Software depth probing is another factor to look at. 'How did you use NetSuite in that role?' is a better question than 'do you know NetSuite.' Ask about specific modules, workflows they built, reports they ran. A candidate who's genuinely fluent in a system talks about it differently than one who used it peripherally.
Instead of asking for a success story, ask: 'Tell me about a close where something didn't go right and you had to explain it upward.' This gets at both accountability and communication. High-quality finance talent handles this question with specificity and without deflecting blame. Weaker candidates either can't recall a miss or describe it in terms of external factors.
Finding High-Quality Finance Talent
The most predictive signal for high-quality finance talent often comes not from the interview itself but from the reference conversation, and most hiring managers treat references as a formality rather than an information source.
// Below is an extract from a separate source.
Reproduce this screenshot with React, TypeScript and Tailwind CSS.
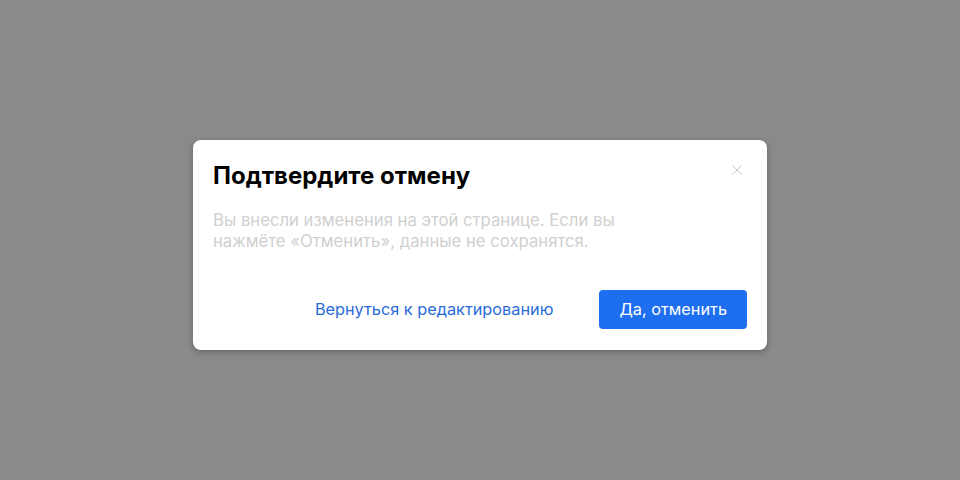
import { X } from 'lucide-react';

export default function App() {
  return (
    <div
      className="flex h-[480px] w-[960px] items-center justify-center bg-[#8a8a8a] pt-[10px]"
      style={{ fontFamily: 'Inter, "Noto Sans", sans-serif' }}
    >
      <div className="relative w-[574px] rounded-lg bg-white px-5 pt-[20px] pb-[21px] shadow-[0_2px_6px_rgba(0,0,0,0.25)]">
        <X className="absolute top-[21px] right-[21px] h-[18px] w-[18px] text-[#c4c4c4]" strokeWidth={1.3} />
        <h2 className="text-[24px] leading-[32px] font-bold text-black">Подтвердите отмену</h2>
        <p className="mt-[18px] w-[430px] text-[16.7px] leading-[21px] text-[#d0d0d0]">
          Вы внесли изменения на этой странице. Если вы нажмёте «Отменить», данные не сохранятся.
        </p>
        <div className="mt-[38px] flex items-center justify-end gap-[46px]">
          <button className="text-[16.3px] text-[#2a6bd8]">Вернуться к редактированию</button>
          <button className="h-[39px] rounded-[4px] bg-[#1d6ff0] px-5 text-[16.3px] text-white">
            Да, отменить
          </button>
        </div>
      </div>
    </div>
  );
}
The questions that produce a real signal:
- 'Would you rehire this person?'
- ‘What work did they do that you were most confident in?'
- 'What would you not give them ownership of?'
The last question is the most useful and the most skipped. A reference who genuinely respected a candidate will still have an honest answer to it, and that answer tells you more than the interview did.
MAVI's vetting process builds this kind of reference depth into the screening before a candidate is ever presented to a hiring manager, which is part of why the accept rate stays around 2%. By the time you're interviewing someone from MAVI's high-quality finance talent network, the reference work has already been done.
One Thing to Flag
How a candidate talks about the teams they've worked on. High-quality finance talent tends to be specific and generous – they know who did what, they mention collaborators by name or role, they're clear about their own contribution without needing to diminish others. Candidates who speak entirely in first person about work that was clearly collaborative, or who have a habit of referencing 'the team' when things went wrong and 'I' when things went right, are telling you something.
It's not a disqualifier on its own. But it's a signal worth noting, particularly for roles where the person will be working closely with a Controller or CFO who needs to trust their judgment and their honesty.
Frequently Asked Questions
How many interview rounds are appropriate for a mid-level accounting hire?
Two substantive rounds are usually enough – one focused on technical skills and one focused on work style, process ownership, and references. More than two rounds for an accounting role risks losing strong candidates to faster-moving employers, which is increasingly common in a tight market.
Should I give candidates a technical assessment before the interview?
For roles involving specific technical skills – FP&A modeling, revenue recognition under ASC 606, ERP configuration – a short assessment can be useful as a screening layer. Keep it to 30–45 minutes. Longer assessments disproportionately screen out employed candidates who are already busy, which skews your pool toward people who need the job more than the best people for it.
What's the biggest mistake finance leaders make when evaluating high-quality finance talent?
Weighting polish over substance. Strong communicators who interview well but have shallow process ownership pass screens that quieter candidates with stronger track records don't. The fix is asking questions that require specificity rather than questions that can be answered well with preparation.
How do pre-vetted talent platforms change the interview process?
They compress the front end significantly. When a platform has already done technical screening, reference checks, and work-style assessment, the interview can focus on fit and context rather than baseline qualification. Most MAVI clients find they need one conversation rather than three to make a confident decision.